Exercise inputs
***

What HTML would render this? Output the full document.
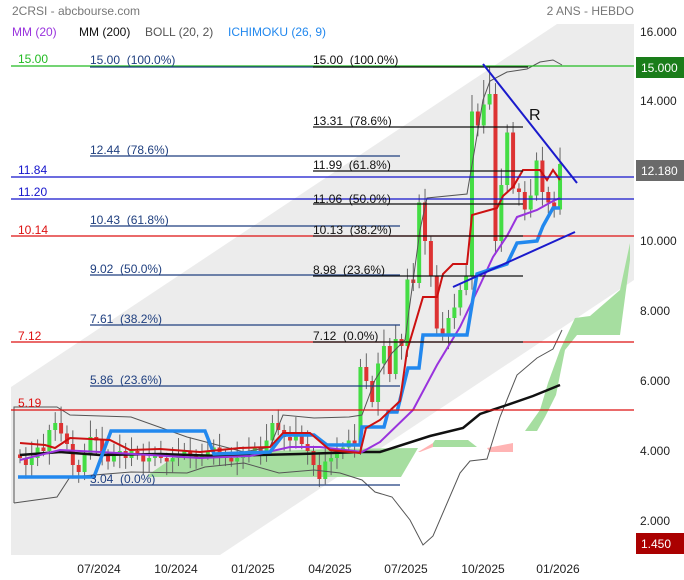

***

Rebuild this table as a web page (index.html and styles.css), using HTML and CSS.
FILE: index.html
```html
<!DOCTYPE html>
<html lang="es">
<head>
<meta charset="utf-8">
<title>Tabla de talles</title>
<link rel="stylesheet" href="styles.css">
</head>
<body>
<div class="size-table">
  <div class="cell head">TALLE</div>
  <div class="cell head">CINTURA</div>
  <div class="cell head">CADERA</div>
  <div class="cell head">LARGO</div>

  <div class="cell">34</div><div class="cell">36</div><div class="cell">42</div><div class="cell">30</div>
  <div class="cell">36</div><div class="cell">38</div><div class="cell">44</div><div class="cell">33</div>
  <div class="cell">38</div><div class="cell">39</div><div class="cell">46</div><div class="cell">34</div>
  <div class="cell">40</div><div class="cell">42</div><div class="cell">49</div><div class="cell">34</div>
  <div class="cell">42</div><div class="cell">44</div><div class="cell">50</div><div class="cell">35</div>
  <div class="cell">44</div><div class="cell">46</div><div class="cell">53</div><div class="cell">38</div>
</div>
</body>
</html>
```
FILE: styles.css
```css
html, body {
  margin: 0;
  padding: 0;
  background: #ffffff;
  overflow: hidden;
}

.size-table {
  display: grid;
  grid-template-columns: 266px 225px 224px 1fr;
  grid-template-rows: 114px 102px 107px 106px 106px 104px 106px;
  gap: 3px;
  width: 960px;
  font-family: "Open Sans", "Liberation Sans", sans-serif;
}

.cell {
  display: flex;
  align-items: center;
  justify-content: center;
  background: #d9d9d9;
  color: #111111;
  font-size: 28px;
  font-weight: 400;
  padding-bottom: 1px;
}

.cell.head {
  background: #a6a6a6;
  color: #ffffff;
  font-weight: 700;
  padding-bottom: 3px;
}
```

***

How many lines of these entries contain "styles"? Answer with the number and nothing else.

Exercise answer
3